(Code that builds pages)
-=-=-=-=-

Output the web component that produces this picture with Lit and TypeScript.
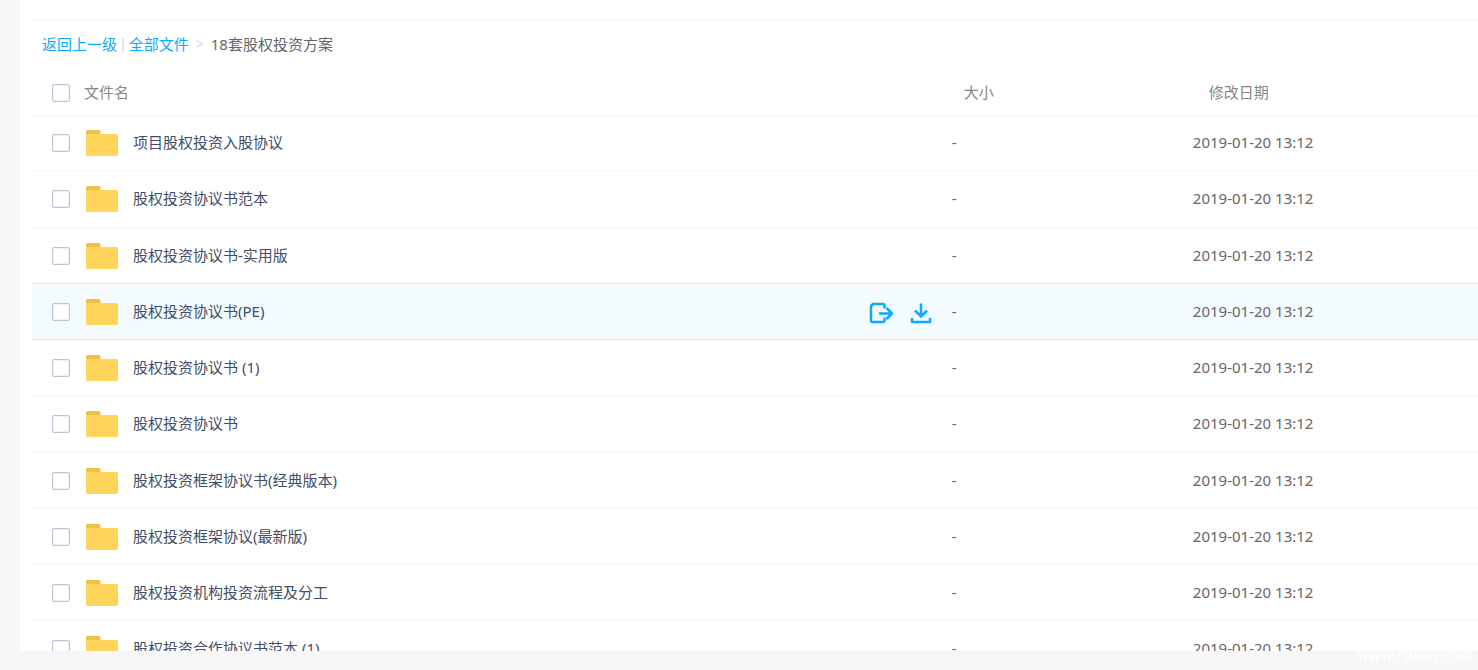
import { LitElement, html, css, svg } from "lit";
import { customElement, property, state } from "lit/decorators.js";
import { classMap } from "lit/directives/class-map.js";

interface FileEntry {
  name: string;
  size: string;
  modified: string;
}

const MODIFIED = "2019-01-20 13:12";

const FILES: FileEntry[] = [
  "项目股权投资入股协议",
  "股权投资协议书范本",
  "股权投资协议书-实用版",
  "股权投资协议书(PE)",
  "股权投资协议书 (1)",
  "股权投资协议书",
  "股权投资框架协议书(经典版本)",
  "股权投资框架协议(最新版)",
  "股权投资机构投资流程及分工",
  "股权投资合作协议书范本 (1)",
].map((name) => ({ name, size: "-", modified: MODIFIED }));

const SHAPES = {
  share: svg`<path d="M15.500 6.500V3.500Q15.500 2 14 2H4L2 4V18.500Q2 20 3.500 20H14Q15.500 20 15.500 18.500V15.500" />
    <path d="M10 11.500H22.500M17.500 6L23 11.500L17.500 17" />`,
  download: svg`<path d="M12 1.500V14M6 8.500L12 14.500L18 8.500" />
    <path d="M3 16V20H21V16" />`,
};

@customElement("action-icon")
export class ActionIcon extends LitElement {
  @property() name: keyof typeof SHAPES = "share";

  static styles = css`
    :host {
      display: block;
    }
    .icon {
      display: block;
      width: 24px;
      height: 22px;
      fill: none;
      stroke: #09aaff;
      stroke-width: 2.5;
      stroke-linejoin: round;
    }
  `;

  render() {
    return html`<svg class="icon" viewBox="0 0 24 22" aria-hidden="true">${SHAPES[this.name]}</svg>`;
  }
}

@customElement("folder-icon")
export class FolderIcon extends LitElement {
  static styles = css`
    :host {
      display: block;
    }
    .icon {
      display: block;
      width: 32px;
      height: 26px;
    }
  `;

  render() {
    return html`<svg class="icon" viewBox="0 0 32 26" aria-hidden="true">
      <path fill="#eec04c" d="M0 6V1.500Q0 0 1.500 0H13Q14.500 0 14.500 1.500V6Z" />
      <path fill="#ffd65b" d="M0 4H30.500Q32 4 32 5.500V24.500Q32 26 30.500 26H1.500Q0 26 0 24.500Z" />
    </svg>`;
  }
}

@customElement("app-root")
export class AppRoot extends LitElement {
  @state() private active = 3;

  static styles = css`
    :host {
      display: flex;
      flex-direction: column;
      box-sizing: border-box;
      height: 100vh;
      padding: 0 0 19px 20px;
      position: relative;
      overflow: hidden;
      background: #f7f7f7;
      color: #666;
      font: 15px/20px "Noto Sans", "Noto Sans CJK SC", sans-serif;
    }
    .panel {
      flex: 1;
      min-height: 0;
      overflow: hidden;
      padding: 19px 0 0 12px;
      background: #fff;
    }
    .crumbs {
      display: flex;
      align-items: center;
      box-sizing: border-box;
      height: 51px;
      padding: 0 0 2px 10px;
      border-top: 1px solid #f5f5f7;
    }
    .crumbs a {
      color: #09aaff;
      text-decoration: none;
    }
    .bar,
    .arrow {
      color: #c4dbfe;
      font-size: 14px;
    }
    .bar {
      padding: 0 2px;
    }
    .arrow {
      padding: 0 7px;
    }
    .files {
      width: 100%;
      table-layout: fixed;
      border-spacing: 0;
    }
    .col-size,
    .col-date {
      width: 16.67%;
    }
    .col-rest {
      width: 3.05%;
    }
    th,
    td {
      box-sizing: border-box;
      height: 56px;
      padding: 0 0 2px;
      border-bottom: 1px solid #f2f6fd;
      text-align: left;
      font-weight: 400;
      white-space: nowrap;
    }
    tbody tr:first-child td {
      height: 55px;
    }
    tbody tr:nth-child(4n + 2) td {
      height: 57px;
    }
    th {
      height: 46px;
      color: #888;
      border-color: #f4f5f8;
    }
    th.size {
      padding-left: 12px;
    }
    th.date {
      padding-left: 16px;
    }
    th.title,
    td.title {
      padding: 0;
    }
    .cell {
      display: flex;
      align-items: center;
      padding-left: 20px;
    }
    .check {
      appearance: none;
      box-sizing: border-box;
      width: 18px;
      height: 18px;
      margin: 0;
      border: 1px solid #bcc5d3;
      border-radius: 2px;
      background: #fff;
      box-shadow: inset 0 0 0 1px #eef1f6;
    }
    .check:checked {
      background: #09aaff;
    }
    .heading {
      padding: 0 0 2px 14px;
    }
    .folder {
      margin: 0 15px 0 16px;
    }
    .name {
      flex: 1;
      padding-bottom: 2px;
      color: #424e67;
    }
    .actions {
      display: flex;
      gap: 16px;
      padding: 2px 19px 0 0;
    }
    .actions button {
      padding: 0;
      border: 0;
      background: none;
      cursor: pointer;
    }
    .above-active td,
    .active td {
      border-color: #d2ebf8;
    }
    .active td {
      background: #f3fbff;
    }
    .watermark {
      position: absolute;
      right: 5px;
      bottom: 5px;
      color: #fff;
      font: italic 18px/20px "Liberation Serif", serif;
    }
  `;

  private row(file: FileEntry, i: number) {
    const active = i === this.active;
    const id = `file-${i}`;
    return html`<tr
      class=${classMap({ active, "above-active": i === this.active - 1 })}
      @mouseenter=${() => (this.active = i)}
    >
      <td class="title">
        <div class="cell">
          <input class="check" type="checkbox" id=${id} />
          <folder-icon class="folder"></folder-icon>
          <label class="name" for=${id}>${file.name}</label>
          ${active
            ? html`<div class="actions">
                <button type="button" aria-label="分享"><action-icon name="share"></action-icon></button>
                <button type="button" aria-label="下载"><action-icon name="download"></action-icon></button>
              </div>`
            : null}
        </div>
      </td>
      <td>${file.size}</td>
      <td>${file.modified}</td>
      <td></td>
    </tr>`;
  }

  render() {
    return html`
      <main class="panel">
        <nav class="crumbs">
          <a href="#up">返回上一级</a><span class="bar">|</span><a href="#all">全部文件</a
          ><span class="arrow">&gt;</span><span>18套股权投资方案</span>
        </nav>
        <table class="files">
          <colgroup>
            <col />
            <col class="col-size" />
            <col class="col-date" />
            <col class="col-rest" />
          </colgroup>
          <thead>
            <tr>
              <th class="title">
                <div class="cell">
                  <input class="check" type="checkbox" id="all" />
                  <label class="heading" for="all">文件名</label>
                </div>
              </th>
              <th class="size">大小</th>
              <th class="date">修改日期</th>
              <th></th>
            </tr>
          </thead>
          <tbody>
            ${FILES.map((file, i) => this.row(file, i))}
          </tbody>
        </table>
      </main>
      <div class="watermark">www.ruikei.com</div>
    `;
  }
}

-=-=-=-=-

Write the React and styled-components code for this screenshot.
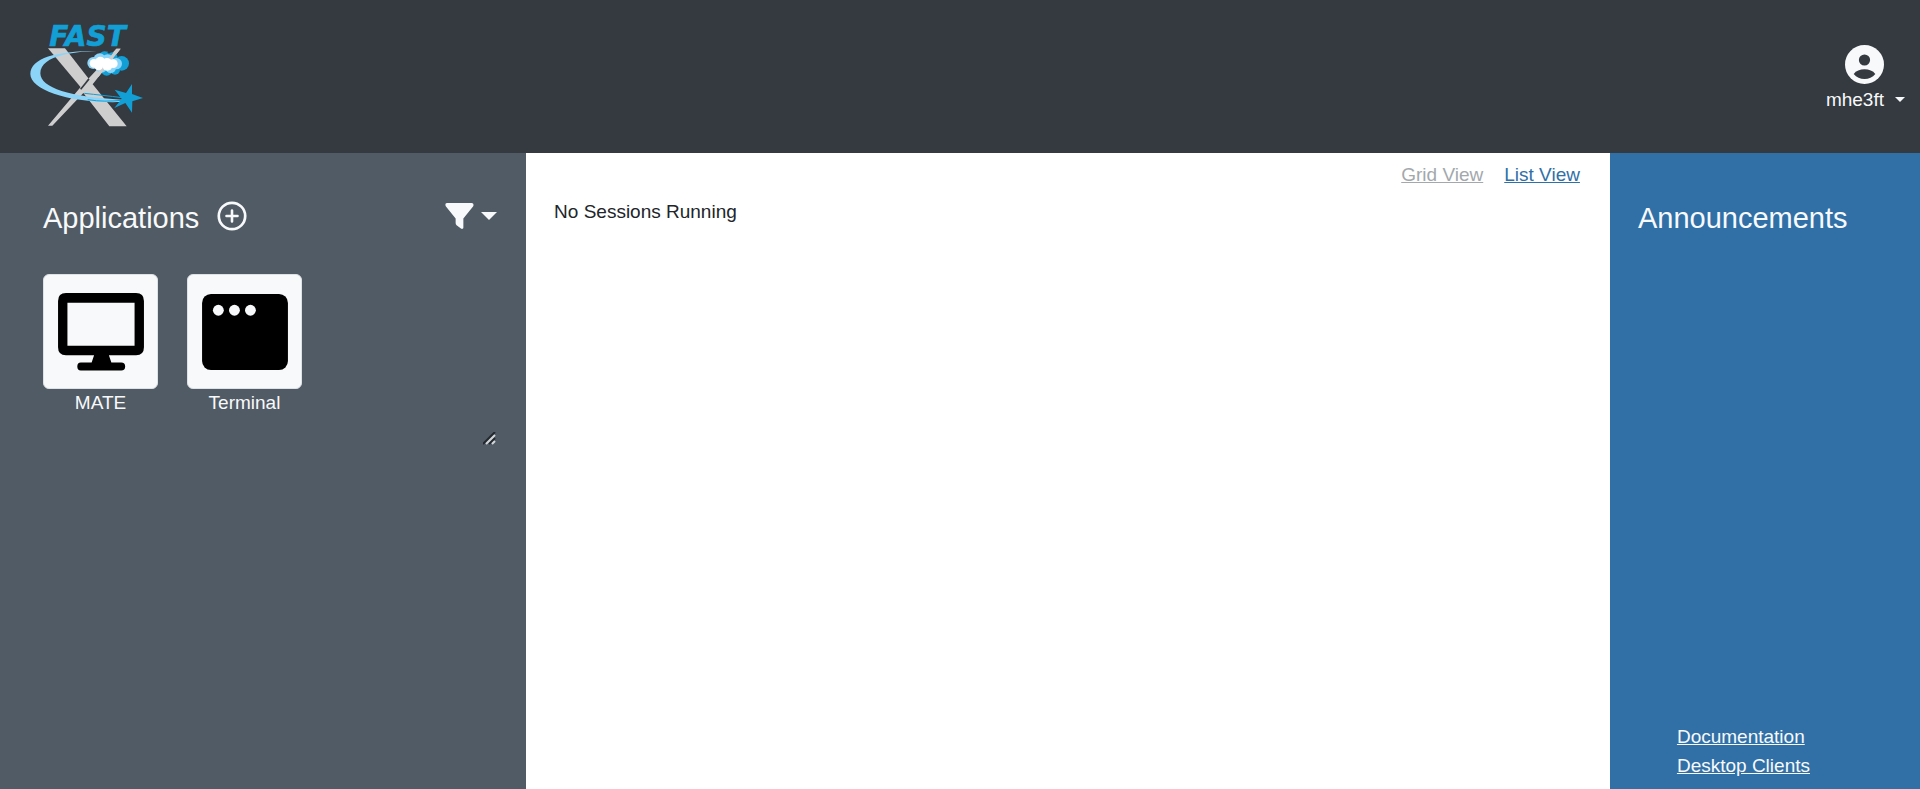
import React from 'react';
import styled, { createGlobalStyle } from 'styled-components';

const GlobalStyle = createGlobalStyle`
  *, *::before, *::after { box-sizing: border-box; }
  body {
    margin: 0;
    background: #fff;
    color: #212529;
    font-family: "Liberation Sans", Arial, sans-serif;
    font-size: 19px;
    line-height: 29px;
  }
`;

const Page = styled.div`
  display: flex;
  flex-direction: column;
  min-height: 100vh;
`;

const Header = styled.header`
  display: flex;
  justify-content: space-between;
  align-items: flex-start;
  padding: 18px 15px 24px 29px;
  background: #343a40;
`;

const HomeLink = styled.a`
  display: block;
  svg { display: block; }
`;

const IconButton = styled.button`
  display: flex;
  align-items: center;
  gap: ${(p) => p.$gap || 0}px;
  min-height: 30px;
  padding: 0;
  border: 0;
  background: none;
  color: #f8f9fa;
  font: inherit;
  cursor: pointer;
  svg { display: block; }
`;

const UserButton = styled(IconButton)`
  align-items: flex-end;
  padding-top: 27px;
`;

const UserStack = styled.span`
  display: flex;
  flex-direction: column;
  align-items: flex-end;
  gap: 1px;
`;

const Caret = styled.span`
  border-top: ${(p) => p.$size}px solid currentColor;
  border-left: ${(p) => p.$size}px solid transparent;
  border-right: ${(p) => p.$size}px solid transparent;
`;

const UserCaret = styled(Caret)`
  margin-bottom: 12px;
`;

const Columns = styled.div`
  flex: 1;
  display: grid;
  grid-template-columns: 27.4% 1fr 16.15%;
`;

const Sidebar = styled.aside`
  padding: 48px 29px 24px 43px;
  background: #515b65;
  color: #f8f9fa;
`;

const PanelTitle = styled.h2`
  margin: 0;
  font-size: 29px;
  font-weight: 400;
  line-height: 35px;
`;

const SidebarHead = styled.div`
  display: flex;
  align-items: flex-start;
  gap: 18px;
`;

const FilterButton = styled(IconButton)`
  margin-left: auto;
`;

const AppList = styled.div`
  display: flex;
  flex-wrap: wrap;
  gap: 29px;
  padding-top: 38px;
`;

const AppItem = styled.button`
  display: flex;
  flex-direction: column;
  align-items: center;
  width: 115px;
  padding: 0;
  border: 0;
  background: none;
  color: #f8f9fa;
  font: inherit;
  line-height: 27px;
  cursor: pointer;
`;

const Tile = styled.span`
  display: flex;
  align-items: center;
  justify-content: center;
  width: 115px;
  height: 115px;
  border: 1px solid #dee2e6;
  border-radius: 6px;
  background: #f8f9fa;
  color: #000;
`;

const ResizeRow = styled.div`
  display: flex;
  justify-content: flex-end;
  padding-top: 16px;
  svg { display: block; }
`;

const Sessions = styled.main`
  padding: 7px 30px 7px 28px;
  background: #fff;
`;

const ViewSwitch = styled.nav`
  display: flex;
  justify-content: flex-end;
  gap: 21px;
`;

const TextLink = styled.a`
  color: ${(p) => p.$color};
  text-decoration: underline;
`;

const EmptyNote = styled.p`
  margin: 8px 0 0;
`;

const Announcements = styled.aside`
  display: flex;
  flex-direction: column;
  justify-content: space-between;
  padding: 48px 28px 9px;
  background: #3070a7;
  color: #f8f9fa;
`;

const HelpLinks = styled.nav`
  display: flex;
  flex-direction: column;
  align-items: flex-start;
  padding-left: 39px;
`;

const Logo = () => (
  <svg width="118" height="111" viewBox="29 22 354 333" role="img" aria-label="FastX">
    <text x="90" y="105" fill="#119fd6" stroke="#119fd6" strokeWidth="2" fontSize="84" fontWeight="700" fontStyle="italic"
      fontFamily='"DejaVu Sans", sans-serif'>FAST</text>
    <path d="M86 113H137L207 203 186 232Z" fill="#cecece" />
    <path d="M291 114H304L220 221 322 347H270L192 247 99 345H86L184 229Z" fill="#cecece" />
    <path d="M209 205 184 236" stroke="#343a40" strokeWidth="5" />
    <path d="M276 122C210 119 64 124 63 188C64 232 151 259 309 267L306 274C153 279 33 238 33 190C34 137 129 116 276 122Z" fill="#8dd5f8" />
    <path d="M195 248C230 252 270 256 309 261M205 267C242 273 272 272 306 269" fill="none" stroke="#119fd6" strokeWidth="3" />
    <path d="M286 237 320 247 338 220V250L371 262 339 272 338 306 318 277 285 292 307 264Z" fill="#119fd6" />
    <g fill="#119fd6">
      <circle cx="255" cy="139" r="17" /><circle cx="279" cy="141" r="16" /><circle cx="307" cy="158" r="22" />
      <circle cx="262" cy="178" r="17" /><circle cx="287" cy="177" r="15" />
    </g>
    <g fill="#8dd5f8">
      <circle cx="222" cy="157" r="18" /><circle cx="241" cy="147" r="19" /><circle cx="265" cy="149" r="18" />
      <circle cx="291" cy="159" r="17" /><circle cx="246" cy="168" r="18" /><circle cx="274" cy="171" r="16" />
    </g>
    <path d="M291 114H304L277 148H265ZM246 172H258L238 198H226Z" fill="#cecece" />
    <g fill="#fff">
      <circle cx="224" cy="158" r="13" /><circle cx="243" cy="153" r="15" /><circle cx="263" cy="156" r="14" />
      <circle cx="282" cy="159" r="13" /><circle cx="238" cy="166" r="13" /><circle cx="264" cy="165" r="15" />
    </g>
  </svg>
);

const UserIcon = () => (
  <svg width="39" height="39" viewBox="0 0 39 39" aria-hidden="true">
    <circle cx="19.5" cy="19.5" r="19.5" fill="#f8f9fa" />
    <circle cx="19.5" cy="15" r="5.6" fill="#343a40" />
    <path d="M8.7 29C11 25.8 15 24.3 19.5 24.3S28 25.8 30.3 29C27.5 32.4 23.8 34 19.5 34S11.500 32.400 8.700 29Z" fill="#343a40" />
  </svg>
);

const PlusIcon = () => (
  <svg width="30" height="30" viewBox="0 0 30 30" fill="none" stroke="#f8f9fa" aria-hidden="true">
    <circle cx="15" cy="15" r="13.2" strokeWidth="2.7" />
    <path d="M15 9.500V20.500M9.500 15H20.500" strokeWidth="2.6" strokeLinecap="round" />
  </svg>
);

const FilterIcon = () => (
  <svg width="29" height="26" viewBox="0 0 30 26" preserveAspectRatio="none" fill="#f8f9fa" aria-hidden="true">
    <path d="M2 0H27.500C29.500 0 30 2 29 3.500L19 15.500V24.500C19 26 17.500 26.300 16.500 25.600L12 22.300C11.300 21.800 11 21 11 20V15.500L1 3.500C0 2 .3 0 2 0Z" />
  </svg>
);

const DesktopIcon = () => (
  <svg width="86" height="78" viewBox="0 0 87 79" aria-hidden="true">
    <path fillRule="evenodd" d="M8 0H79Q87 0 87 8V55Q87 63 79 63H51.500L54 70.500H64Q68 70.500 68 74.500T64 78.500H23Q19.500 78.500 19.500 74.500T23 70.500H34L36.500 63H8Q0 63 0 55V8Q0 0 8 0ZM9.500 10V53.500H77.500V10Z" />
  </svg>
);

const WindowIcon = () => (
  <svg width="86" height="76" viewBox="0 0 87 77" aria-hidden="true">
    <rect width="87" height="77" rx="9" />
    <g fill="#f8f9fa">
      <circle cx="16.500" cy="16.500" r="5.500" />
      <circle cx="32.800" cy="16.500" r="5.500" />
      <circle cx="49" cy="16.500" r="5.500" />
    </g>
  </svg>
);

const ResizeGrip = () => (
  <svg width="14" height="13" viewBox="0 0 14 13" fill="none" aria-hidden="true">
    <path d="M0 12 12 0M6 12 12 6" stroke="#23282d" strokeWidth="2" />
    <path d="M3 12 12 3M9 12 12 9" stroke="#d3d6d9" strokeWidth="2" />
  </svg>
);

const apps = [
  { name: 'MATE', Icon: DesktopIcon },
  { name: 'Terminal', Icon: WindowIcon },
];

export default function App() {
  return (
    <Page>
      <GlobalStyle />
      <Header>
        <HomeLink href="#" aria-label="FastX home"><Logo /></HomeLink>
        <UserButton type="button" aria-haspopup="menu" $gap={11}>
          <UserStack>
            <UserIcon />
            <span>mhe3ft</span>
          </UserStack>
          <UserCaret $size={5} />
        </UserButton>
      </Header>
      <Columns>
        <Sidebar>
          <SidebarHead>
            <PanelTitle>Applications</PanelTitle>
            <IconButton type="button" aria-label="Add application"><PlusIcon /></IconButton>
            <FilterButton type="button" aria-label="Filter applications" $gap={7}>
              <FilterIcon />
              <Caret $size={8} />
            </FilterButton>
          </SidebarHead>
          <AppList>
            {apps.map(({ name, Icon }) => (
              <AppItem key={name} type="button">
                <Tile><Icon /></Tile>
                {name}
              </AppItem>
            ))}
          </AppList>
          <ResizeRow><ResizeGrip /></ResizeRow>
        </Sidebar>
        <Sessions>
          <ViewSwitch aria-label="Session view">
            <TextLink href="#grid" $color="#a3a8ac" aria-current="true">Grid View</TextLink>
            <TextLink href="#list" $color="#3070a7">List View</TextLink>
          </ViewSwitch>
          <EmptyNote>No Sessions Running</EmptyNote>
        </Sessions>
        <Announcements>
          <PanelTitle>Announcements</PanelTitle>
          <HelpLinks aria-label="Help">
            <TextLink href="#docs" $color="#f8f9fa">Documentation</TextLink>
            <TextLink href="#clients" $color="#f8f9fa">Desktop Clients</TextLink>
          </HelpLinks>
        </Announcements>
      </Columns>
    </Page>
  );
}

-=-=-=-=-

Task goal: Each line that holds the word "components" should be extracted from the records.

Exercise solution:
Write the React and styled-components code for this screenshot.
import styled, { createGlobalStyle } from 'styled-components';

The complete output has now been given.